Baixauli adds some fast-burning twigs to the fire to stoke it very hot and bring the liquid to a boil. Then he pours the rice into the pan in the form of a cross. Once the ingredients are distributed evenly in the pan, the paella is never stirred again. It bubbles gently as Manuel lets the fire die back.

Finally the paella is served, golden yellow and fragrant. We scoop up portions of tender rice with some of the socorrat, the crusty, toasted layer from the bottom of the pan. The rice is delicious, moist and redolent of the rich flavors of the meats, snails and saffron.

This is how paella is made where it comes from, in the rice-growing region of Albufera.

If you learned to love paella as made anywhere else in the world, you might be surprised to find that authentic Valencia paella contains no seafood. That's right-no shrimp, no lobster, no mussels or clams, no squid. Nor will you find sausage or brazen strips of red pimento.

Paella on its home ground contains beans and snails, rabbit or chicken, possibly duck. (The rice, of course, colored by saffron, is a sunny yellow color.) But even within the confines of authenticity, there is room for variation. Although authentic Valencia paella is the one with chicken, rabbit, snails and beans, other rice dishes are cooked in the paella pan. As one Valenciano put it, "There is only one true paella, but there are many paellas."

One popular variation, which turns up in other regions of Spain, is made with chicken plus shellfish and is usually flamboyantly garnished with shrimp and strips of red pimento. Another rice dish cooked in the paella pan is arroz a banda, rice with fish "on the side," a fishermen's dish typical of the Alicante, south of Valencia. The rice cooks with a flavorful fish broth and is served plain, with boiled fish and garlic sauce as a separate dish.

"There's no official recipe for paella," declares Santos Ruiz Alvarez, a young agricultural engineer who heads the regulating council for the Rice of Valencia denomination board-Denominacion de Origen Arroz de Valencia. "Here they use green beans and lima beans, but 15 miles north, my mother puts fava beans and artichokes in her paella."

What is essential to authentic paella is short-grain Valencia rice.
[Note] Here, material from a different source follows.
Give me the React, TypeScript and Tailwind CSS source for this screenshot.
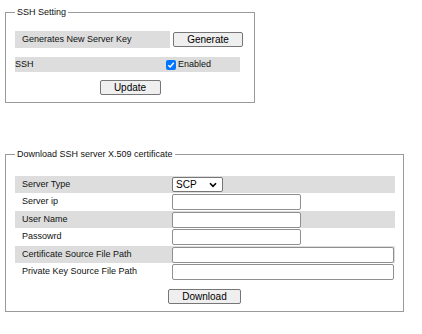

This type of rice is not supposed to cook "every grain separate." It is not "fluffy" rice. Its great virtue is as a "flavor conductor," soaking up the savory juices with which it cooks-chicken and rabbit, the herbal essence of snails, fresh vegetables, the heady scent of saffron.

Driving country lanes in the Albufera wetlands, one can see the complex system of irrigation channels, dikes, sluice gates and water wheels introduced by the Moors and still in use here 10 centuries later.

Alvarez says the people of the Albufera traditionally lived by hunting, fishing and growing rice. The original paella was a dish cooked by the rice reapers, who made their midday meal from what was at hand-rice, eels, wild duck, wild rabbit, snails, frogs' legs-cooked over a wood fire in a shallow, flat-bottomed pan.

Where a family vegetable plot was at hand, beans, artichokes or other vegetables found their way into the rustic paella. Thus evolved the dish known around the world as paella.

Three varieties of rice are grown in Valencia-Bahia, Senia and Bomba. All three are short grain and have the perla, a white "pearl" where the starch is concentrated.